»»

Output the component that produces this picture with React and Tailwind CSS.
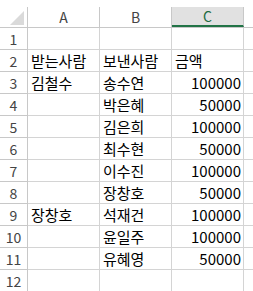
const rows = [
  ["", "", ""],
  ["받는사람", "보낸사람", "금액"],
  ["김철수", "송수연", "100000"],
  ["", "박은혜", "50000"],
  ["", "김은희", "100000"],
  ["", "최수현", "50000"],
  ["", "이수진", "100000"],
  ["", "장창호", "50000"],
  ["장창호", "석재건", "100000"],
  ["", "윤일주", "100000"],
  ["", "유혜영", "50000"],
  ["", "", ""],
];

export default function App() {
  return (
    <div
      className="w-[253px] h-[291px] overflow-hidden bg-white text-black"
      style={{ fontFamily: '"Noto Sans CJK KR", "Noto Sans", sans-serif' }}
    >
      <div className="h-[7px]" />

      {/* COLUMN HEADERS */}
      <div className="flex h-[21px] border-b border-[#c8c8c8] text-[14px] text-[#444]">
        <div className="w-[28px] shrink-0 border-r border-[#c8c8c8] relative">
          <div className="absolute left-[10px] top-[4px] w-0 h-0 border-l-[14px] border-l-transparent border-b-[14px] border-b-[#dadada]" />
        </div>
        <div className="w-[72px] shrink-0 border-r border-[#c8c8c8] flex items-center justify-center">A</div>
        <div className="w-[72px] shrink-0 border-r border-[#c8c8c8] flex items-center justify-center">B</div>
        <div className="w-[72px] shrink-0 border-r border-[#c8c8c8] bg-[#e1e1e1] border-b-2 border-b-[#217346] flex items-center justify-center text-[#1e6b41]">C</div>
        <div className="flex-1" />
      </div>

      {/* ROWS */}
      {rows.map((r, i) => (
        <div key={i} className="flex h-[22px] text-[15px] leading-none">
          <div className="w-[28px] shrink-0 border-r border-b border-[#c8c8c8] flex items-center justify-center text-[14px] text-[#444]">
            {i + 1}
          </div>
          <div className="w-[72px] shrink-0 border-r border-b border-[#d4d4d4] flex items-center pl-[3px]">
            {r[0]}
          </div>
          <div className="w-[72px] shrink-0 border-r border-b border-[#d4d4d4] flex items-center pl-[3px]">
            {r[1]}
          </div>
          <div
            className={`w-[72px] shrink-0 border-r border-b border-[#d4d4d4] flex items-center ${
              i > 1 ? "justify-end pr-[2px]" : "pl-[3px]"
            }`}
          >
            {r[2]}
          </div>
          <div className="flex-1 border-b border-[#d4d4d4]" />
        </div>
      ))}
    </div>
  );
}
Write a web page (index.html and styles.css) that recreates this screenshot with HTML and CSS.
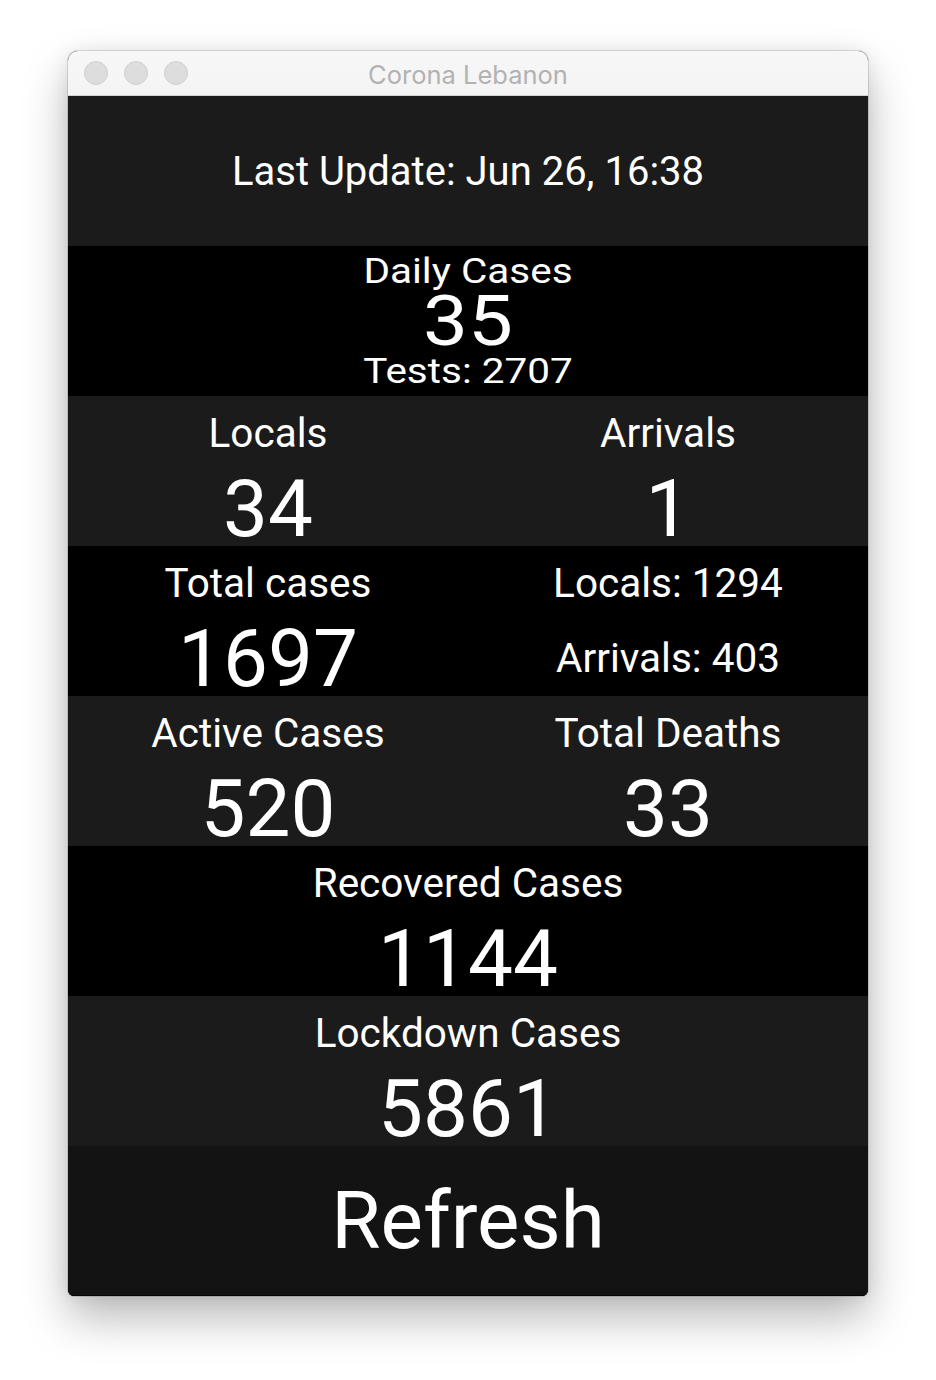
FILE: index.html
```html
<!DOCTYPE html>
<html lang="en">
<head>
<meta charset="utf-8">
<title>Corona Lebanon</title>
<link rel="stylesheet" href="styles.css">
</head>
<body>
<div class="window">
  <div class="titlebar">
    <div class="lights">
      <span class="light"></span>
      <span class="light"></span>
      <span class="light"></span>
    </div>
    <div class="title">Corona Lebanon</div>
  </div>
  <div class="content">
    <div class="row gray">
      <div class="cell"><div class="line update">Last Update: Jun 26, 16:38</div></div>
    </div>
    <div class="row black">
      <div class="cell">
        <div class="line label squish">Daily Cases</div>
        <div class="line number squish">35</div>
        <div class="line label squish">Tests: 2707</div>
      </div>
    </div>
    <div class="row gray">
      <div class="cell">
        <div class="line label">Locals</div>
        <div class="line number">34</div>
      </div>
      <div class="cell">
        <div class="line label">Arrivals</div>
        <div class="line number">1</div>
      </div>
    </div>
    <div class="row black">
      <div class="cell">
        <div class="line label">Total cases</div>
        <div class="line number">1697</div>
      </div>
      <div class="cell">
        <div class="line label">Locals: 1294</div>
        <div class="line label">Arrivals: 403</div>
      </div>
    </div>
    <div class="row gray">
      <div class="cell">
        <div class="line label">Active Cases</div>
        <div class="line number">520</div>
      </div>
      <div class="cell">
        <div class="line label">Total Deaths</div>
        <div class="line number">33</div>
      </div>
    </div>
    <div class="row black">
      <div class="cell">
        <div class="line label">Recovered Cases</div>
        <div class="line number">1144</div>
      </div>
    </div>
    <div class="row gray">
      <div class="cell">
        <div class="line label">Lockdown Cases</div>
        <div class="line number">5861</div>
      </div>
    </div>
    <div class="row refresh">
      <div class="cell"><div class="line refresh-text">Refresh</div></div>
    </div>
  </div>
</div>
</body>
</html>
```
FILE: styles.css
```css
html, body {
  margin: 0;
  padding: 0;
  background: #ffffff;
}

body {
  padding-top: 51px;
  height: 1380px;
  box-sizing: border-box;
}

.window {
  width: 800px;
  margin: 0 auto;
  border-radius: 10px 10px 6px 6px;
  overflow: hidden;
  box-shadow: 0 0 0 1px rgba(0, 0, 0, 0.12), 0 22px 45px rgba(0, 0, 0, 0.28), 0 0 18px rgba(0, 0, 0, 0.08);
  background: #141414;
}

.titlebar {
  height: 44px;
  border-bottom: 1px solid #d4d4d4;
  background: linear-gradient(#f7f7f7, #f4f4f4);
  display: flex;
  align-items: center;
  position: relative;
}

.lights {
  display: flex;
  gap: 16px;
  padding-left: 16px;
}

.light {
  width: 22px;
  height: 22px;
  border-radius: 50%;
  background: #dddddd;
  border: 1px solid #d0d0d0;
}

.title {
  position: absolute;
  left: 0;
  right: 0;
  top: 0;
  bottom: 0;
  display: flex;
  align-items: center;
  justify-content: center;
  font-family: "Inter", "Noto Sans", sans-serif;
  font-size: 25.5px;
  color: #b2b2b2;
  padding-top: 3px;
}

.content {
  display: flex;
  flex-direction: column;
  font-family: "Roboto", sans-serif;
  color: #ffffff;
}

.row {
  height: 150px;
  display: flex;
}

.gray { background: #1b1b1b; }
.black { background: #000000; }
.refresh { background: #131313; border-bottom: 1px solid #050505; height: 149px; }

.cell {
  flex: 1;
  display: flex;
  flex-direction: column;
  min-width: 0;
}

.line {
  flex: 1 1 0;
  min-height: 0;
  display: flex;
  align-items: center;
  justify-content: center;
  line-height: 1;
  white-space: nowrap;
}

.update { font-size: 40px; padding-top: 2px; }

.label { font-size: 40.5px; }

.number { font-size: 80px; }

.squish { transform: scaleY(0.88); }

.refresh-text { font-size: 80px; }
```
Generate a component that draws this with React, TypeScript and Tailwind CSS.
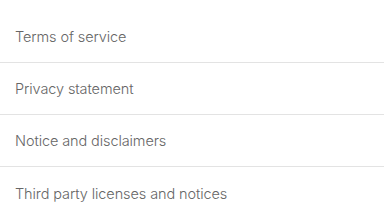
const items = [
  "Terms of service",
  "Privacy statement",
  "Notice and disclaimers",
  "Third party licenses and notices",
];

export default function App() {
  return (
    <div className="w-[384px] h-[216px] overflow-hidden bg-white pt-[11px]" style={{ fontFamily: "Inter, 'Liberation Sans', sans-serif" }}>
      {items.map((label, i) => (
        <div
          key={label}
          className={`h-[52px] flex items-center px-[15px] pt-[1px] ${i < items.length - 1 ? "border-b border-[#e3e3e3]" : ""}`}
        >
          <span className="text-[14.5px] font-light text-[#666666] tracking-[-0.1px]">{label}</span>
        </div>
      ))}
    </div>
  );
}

««

▸ Given task: Images should not appear in the copy; retype the listing above exactly.

▸ Result of this exercise:
Output the component that produces this picture with React and Tailwind CSS.
const rows = [
  ["", "", ""],
  ["받는사람", "보낸사람", "금액"],
  ["김철수", "송수연", "100000"],
  ["", "박은혜", "50000"],
  ["", "김은희", "100000"],
  ["", "최수현", "50000"],
  ["", "이수진", "100000"],
  ["", "장창호", "50000"],
  ["장창호", "석재건", "100000"],
  ["", "윤일주", "100000"],
  ["", "유혜영", "50000"],
  ["", "", ""],
];

export default function App() {
  return (
    <div
      className="w-[253px] h-[291px] overflow-hidden bg-white text-black"
      style={{ fontFamily: '"Noto Sans CJK KR", "Noto Sans", sans-serif' }}
    >
      <div className="h-[7px]" />

      {/* COLUMN HEADERS */}
      <div className="flex h-[21px] border-b border-[#c8c8c8] text-[14px] text-[#444]">
        <div className="w-[28px] shrink-0 border-r border-[#c8c8c8] relative">
          <div className="absolute left-[10px] top-[4px] w-0 h-0 border-l-[14px] border-l-transparent border-b-[14px] border-b-[#dadada]" />
        </div>
        <div className="w-[72px] shrink-0 border-r border-[#c8c8c8] flex items-center justify-center">A</div>
        <div className="w-[72px] shrink-0 border-r border-[#c8c8c8] flex items-center justify-center">B</div>
        <div className="w-[72px] shrink-0 border-r border-[#c8c8c8] bg-[#e1e1e1] border-b-2 border-b-[#217346] flex items-center justify-center text-[#1e6b41]">C</div>
        <div className="flex-1" />
      </div>

      {/* ROWS */}
      {rows.map((r, i) => (
        <div key={i} className="flex h-[22px] text-[15px] leading-none">
          <div className="w-[28px] shrink-0 border-r border-b border-[#c8c8c8] flex items-center justify-center text-[14px] text-[#444]">
            {i + 1}
          </div>
          <div className="w-[72px] shrink-0 border-r border-b border-[#d4d4d4] flex items-center pl-[3px]">
            {r[0]}
          </div>
          <div className="w-[72px] shrink-0 border-r border-b border-[#d4d4d4] flex items-center pl-[3px]">
            {r[1]}
          </div>
          <div
            className={`w-[72px] shrink-0 border-r border-b border-[#d4d4d4] flex items-center ${
              i > 1 ? "justify-end pr-[2px]" : "pl-[3px]"
            }`}
          >
            {r[2]}
          </div>
          <div className="flex-1 border-b border-[#d4d4d4]" />
        </div>
      ))}
    </div>
  );
}
Write a web page (index.html and styles.css) that recreates this screenshot with HTML and CSS.
FILE: index.html
```html
<!DOCTYPE html>
<html lang="en">
<head>
<meta charset="utf-8">
<title>Corona Lebanon</title>
<link rel="stylesheet" href="styles.css">
</head>
<body>
<div class="window">
  <div class="titlebar">
    <div class="lights">
      <span class="light"></span>
      <span class="light"></span>
      <span class="light"></span>
    </div>
    <div class="title">Corona Lebanon</div>
  </div>
  <div class="content">
    <div class="row gray">
      <div class="cell"><div class="line update">Last Update: Jun 26, 16:38</div></div>
    </div>
    <div class="row black">
      <div class="cell">
        <div class="line label squish">Daily Cases</div>
        <div class="line number squish">35</div>
        <div class="line label squish">Tests: 2707</div>
      </div>
    </div>
    <div class="row gray">
      <div class="cell">
        <div class="line label">Locals</div>
        <div class="line number">34</div>
      </div>
      <div class="cell">
        <div class="line label">Arrivals</div>
        <div class="line number">1</div>
      </div>
    </div>
    <div class="row black">
      <div class="cell">
        <div class="line label">Total cases</div>
        <div class="line number">1697</div>
      </div>
      <div class="cell">
        <div class="line label">Locals: 1294</div>
        <div class="line label">Arrivals: 403</div>
      </div>
    </div>
    <div class="row gray">
      <div class="cell">
        <div class="line label">Active Cases</div>
        <div class="line number">520</div>
      </div>
      <div class="cell">
        <div class="line label">Total Deaths</div>
        <div class="line number">33</div>
      </div>
    </div>
    <div class="row black">
      <div class="cell">
        <div class="line label">Recovered Cases</div>
        <div class="line number">1144</div>
      </div>
    </div>
    <div class="row gray">
      <div class="cell">
        <div class="line label">Lockdown Cases</div>
        <div class="line number">5861</div>
      </div>
    </div>
    <div class="row refresh">
      <div class="cell"><div class="line refresh-text">Refresh</div></div>
    </div>
  </div>
</div>
</body>
</html>
```
FILE: styles.css
```css
html, body {
  margin: 0;
  padding: 0;
  background: #ffffff;
}

body {
  padding-top: 51px;
  height: 1380px;
  box-sizing: border-box;
}

.window {
  width: 800px;
  margin: 0 auto;
  border-radius: 10px 10px 6px 6px;
  overflow: hidden;
  box-shadow: 0 0 0 1px rgba(0, 0, 0, 0.12), 0 22px 45px rgba(0, 0, 0, 0.28), 0 0 18px rgba(0, 0, 0, 0.08);
  background: #141414;
}

.titlebar {
  height: 44px;
  border-bottom: 1px solid #d4d4d4;
  background: linear-gradient(#f7f7f7, #f4f4f4);
  display: flex;
  align-items: center;
  position: relative;
}

.lights {
  display: flex;
  gap: 16px;
  padding-left: 16px;
}

.light {
  width: 22px;
  height: 22px;
  border-radius: 50%;
  background: #dddddd;
  border: 1px solid #d0d0d0;
}

.title {
  position: absolute;
  left: 0;
  right: 0;
  top: 0;
  bottom: 0;
  display: flex;
  align-items: center;
  justify-content: center;
  font-family: "Inter", "Noto Sans", sans-serif;
  font-size: 25.5px;
  color: #b2b2b2;
  padding-top: 3px;
}

.content {
  display: flex;
  flex-direction: column;
  font-family: "Roboto", sans-serif;
  color: #ffffff;
}

.row {
  height: 150px;
  display: flex;
}

.gray { background: #1b1b1b; }
.black { background: #000000; }
.refresh { background: #131313; border-bottom: 1px solid #050505; height: 149px; }

.cell {
  flex: 1;
  display: flex;
  flex-direction: column;
  min-width: 0;
}

.line {
  flex: 1 1 0;
  min-height: 0;
  display: flex;
  align-items: center;
  justify-content: center;
  line-height: 1;
  white-space: nowrap;
}

.update { font-size: 40px; padding-top: 2px; }

.label { font-size: 40.5px; }

.number { font-size: 80px; }

.squish { transform: scaleY(0.88); }

.refresh-text { font-size: 80px; }
```
Generate a component that draws this with React, TypeScript and Tailwind CSS.
const items = [
  "Terms of service",
  "Privacy statement",
  "Notice and disclaimers",
  "Third party licenses and notices",
];

export default function App() {
  return (
    <div className="w-[384px] h-[216px] overflow-hidden bg-white pt-[11px]" style={{ fontFamily: "Inter, 'Liberation Sans', sans-serif" }}>
      {items.map((label, i) => (
        <div
          key={label}
          className={`h-[52px] flex items-center px-[15px] pt-[1px] ${i < items.length - 1 ? "border-b border-[#e3e3e3]" : ""}`}
        >
          <span className="text-[14.5px] font-light text-[#666666] tracking-[-0.1px]">{label}</span>
        </div>
      ))}
    </div>
  );
}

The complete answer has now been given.